We can acknowledge the problem and engage with it, a point for a point, instead of destroying people outright. Sure, knock down statues and shred flags and change names of teams and buildings (although for city names, like Brantford which was named after a Mohawk Chief who owned slaves, a plaque acknowledging the complexity of their life might be more honest than erasing the name). But maybe let's stop actively harming living people. And if you're the person that started something, provoked harm with your words, then you have give back, to make it all as it was previous, to atone.

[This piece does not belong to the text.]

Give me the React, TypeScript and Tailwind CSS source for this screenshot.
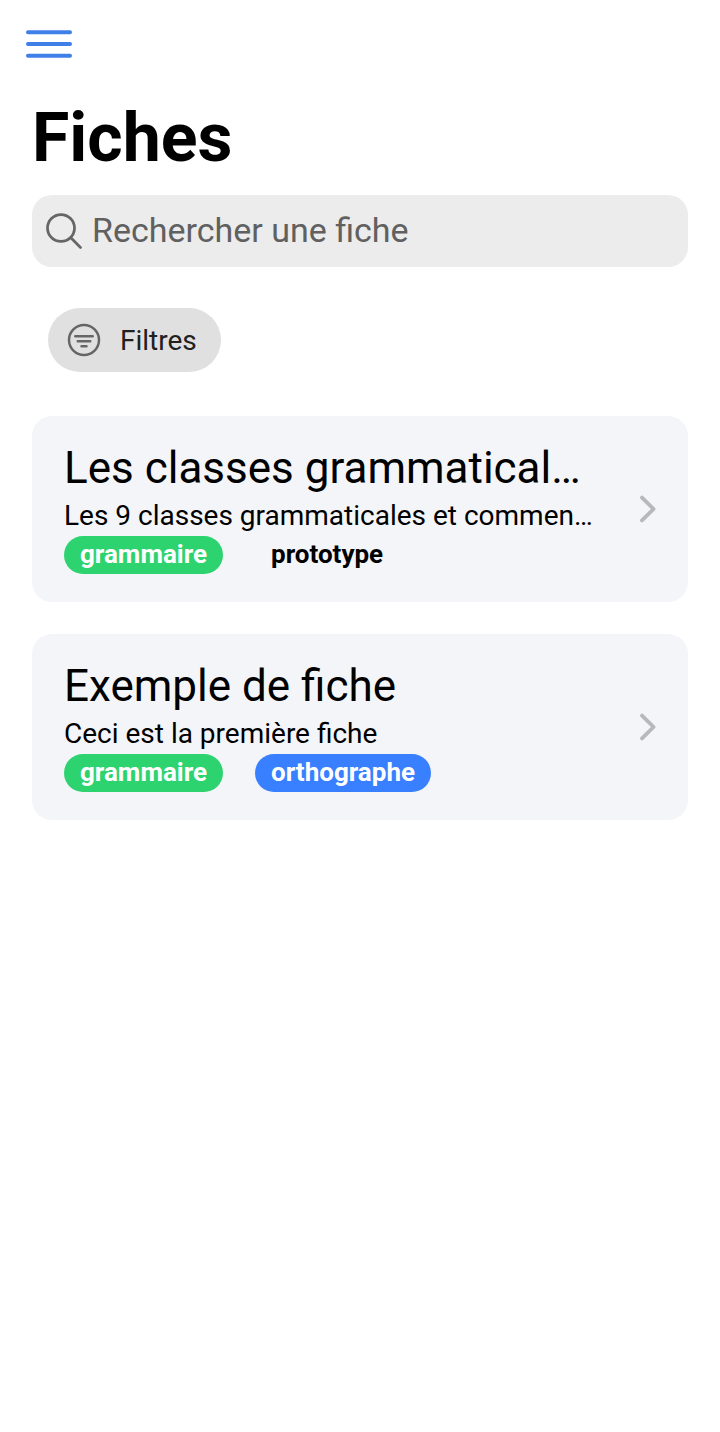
import React from "react";

type Tag = { label: string; className: string };
type Sheet = { title: string; description: string; tags: Tag[] };

const GREEN = "bg-[#2dd36f] text-white";
const BLUE = "bg-[#3880ff] text-white";
const PLAIN = "text-black";

const sheets: Sheet[] = [
  {
    title: "Les classes grammatical…",
    description: "Les 9 classes grammaticales et commen…",
    tags: [
      { label: "grammaire", className: GREEN },
      { label: "prototype", className: PLAIN },
    ],
  },
  {
    title: "Exemple de fiche",
    description: "Ceci est la première fiche",
    tags: [
      { label: "grammaire", className: GREEN },
      { label: "orthographe", className: BLUE },
    ],
  },
];

function MenuIcon() {
  return (
    <svg className="h-[56px] w-[56px]" viewBox="0 0 56 56" fill="none" stroke="#3f7fe8" strokeLinecap="round" strokeWidth="4">
      <path d="M7 16.3h42M7 28h42M7 39.7h42" />
    </svg>
  );
}

function SearchIcon() {
  return (
    <svg className="h-[44px] w-[44px] shrink-0" viewBox="0 0 512 512" fill="none" stroke="#666666" strokeWidth="32" strokeMiterlimit="10">
      <path d="M221.09 64a157.09 157.09 0 10157.09 157.09A157.1 157.1 0 00221.09 64z" />
      <path d="M338.29 338.29L448 448" strokeLinecap="round" />
    </svg>
  );
}

function FilterIcon() {
  return (
    <svg className="h-[40px] w-[40px] shrink-0" viewBox="0 0 512 512" fill="none" stroke="#666666" strokeWidth="32" strokeLinecap="round" strokeLinejoin="round">
      <path d="M448 256c0-106-86-192-192-192S64 150 64 256s86 192 192 192 192-86 192-192z" strokeMiterlimit="10" />
      <path d="M144 208h224M176 272h160M224 336h64" />
    </svg>
  );
}

function Chevron() {
  return (
    <svg className="h-[32px] w-[32px] shrink-0" viewBox="0 0 32 32" fill="none" stroke="#b7b8ba" strokeWidth="3.8" strokeLinecap="round" strokeLinejoin="round">
      <path d="M10 4.6L21.6 16L10 27.4" />
    </svg>
  );
}

function SheetCard({ title, description, tags }: Sheet) {
  return (
    <li className="flex h-[186px] items-center rounded-[20px] bg-[#f4f5f8] pl-8 pr-6">
      <div className="flex h-full min-w-0 flex-1 flex-col pt-[24px]">
        <h2 className="h-[56px] whitespace-nowrap text-[44px] leading-[56px]">{title}</h2>
        <p className="h-[40px] whitespace-nowrap text-[28px] leading-[40px]">{description}</p>
        <div className="flex gap-8">
          {tags.map((tag) => (
            <span key={tag.label} className={`h-[38px] rounded-full px-4 text-[26px] font-bold leading-[37px] ${tag.className}`}>
              {tag.label}
            </span>
          ))}
        </div>
      </div>
      <Chevron />
    </li>
  );
}

export default function App() {
  return (
    <main className="min-h-[1432px] bg-white text-black [font-family:Roboto,sans-serif]">
      <header className="flex h-[88px] items-center pl-[21px]">
        <button aria-label="Menu">
          <MenuIcon />
        </button>
      </header>
      <div className="px-8">
        <h1 className="h-[107px] pt-[9px] text-[68px] font-bold leading-[82px]">Fiches</h1>
        <div className="flex h-[72px] items-center gap-[6px] rounded-[20px] bg-[#ececec] pl-[10px] text-[34px] text-[#606060]">
          <SearchIcon />
          <span className="pb-[2px]">Rechercher une fiche</span>
        </div>
        <button className="ml-4 mt-[41px] flex h-[64px] w-[173px] items-center gap-4 rounded-full bg-[#e0e0e0] pl-4 text-[28px] text-[#202020]">
          <FilterIcon />
          <span className="pt-[2px]">Filtres</span>
        </button>
        <ul className="mt-[44px] flex flex-col gap-8">
          {sheets.map((sheet) => (
            <SheetCard key={sheet.title} {...sheet} />
          ))}
        </ul>
      </div>
    </main>
  );
}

For the 4th of July today, New Yorker Dov Nelkin quotes the Talmud to describe the founding fathers of the U.S. writing doctrines about equality while actually owning human beings as "being promiscuous under their wedding canopy." The whole nation is marred by its dishonest beginning, which, one might think, will surely lead to its ruin. But Nelkin explains, "A flaw, even at the foundation, does not undo all of a project or a people's potential good; it points to a task that remains."

We have our work cut out for us. What do we do, however, when someone shows you themselves over and over and seems unable to learn from arguments, and their views are having a significant affect on a significant number of people? If they can't be convinced, and they refuse to atone, and they have nothing positive to offer the world, and we're in danger of them continuing to provoke horrific views? Then what?